◆ **Stated task**: Below are some records. Pull every line that contains the word "this".

Interface markup and scripts
::::

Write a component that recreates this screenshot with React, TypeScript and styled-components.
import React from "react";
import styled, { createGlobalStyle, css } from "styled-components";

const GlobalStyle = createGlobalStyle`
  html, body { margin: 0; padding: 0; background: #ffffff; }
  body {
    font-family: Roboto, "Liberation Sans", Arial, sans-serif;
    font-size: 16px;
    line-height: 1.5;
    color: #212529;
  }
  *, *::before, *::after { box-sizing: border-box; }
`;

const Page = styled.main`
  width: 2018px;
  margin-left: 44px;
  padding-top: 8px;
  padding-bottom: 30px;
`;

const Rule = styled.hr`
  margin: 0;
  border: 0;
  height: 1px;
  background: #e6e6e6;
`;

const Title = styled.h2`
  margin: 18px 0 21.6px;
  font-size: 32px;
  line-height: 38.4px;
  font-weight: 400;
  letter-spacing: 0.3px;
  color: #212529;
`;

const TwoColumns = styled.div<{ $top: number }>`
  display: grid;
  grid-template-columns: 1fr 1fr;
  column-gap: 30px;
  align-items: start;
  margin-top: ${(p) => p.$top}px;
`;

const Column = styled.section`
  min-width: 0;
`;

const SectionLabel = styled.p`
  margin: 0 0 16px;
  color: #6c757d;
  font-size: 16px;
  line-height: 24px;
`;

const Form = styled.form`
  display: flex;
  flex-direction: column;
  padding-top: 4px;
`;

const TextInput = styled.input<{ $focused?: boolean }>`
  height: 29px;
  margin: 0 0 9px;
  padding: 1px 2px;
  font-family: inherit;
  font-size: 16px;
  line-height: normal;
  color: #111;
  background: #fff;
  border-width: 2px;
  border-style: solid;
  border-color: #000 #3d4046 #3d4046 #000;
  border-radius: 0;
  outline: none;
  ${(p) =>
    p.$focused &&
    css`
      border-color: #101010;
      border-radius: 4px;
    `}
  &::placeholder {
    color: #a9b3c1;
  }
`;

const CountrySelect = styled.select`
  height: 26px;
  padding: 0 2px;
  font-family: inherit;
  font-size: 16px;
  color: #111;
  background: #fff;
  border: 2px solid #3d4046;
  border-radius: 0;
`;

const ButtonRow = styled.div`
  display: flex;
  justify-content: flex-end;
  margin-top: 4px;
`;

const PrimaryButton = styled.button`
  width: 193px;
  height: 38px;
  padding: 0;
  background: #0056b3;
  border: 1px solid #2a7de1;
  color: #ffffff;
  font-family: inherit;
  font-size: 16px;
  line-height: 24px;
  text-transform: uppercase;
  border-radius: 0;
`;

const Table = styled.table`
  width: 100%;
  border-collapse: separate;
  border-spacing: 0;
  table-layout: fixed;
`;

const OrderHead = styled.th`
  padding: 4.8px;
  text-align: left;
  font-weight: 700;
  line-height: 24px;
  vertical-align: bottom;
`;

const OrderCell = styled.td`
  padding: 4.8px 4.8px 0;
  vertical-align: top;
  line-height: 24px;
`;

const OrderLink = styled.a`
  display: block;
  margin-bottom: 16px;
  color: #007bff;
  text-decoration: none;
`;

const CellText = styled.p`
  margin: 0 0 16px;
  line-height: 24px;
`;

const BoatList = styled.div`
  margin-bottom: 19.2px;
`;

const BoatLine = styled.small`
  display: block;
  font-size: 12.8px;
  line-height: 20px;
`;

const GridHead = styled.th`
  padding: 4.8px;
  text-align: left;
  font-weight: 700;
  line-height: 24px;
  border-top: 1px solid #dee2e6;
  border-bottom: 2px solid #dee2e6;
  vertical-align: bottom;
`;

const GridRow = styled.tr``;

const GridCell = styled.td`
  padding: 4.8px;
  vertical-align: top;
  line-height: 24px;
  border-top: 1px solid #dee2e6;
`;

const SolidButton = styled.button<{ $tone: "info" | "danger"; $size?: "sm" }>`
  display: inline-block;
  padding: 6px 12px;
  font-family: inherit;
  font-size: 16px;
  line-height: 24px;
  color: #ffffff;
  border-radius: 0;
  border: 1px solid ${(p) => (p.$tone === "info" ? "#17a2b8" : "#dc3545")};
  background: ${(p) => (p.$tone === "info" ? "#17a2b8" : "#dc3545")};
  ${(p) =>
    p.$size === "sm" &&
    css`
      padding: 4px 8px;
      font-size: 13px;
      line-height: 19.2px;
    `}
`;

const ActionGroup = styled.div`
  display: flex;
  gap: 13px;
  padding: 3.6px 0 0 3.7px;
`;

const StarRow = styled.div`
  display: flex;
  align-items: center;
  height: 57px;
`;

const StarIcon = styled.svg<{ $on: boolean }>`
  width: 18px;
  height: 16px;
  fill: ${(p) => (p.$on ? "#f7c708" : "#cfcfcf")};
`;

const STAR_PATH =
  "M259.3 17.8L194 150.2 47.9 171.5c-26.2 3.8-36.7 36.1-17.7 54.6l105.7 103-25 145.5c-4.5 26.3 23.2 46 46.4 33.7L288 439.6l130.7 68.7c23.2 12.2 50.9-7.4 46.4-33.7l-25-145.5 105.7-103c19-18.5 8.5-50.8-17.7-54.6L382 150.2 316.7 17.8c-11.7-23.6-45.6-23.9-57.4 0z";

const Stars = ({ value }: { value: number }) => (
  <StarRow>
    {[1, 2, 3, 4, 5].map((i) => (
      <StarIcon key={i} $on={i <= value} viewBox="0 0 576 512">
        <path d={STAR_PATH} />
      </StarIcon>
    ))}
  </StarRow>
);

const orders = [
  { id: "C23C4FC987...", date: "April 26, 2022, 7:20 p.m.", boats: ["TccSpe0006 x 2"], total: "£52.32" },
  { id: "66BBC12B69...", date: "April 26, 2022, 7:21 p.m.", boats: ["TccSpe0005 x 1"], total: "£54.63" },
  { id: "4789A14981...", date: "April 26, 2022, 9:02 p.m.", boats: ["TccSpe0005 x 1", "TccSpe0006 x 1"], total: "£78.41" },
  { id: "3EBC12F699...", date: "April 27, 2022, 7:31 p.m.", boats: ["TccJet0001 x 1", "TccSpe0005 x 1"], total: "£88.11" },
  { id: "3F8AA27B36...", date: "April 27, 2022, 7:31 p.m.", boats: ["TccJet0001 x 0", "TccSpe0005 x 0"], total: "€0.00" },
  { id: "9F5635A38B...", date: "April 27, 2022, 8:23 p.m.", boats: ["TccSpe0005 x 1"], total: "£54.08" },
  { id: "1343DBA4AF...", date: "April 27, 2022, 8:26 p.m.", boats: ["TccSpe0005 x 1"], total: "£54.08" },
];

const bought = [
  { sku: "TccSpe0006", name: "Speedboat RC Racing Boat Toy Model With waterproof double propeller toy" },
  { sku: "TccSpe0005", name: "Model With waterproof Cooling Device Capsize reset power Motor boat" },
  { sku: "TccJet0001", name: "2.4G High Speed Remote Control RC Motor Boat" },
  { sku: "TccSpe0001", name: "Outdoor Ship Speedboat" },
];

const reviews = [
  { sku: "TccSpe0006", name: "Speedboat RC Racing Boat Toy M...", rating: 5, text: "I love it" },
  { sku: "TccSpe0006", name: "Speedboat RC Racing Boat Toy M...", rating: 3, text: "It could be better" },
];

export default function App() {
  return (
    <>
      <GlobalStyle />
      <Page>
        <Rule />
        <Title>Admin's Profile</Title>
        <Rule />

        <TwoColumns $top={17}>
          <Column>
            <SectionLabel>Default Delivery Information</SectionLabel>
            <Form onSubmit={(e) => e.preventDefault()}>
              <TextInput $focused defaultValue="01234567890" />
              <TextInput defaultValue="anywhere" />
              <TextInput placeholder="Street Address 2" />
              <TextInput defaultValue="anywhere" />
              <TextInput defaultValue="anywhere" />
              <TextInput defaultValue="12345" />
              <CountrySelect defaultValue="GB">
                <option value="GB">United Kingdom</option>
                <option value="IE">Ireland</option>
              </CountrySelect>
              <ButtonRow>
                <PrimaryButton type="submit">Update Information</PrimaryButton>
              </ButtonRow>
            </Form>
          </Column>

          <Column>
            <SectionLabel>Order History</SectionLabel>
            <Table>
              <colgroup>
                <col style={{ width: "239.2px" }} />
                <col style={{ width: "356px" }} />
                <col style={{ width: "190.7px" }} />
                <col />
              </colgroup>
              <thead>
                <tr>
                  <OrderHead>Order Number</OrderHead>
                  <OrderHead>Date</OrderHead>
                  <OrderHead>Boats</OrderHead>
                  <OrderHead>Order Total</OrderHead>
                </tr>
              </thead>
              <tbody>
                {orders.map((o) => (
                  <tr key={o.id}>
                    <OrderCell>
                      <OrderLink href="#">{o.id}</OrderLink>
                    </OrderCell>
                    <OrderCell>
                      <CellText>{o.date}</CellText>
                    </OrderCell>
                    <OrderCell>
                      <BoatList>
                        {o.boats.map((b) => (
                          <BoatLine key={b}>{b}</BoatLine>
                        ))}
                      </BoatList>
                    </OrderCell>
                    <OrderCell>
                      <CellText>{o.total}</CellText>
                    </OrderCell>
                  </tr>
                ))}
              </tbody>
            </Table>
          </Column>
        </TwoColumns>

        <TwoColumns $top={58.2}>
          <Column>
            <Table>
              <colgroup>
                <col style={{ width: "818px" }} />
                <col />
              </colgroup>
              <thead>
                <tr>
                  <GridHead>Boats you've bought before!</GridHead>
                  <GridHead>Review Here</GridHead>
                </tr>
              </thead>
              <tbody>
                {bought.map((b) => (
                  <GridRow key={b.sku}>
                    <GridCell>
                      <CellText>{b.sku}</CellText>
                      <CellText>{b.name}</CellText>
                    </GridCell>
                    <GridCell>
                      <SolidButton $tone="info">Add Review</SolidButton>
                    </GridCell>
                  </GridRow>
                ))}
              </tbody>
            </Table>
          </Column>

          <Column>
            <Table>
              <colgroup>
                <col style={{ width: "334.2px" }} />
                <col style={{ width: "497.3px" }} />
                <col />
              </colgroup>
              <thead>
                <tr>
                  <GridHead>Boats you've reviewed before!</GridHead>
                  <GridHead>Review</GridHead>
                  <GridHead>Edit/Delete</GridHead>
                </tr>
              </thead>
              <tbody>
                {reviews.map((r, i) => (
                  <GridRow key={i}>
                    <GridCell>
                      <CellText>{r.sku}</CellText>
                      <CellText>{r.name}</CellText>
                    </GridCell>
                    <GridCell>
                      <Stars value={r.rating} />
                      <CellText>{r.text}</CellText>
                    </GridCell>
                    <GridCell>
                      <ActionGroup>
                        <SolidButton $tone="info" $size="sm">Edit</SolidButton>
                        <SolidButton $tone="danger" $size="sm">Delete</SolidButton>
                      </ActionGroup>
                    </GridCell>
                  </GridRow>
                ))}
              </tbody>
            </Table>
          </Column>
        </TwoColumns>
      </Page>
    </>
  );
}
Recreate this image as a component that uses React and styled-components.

::::

◆ **The response**:
Write a component that recreates this screenshot with React, TypeScript and styled-components.
Recreate this image as a component that uses React and styled-components.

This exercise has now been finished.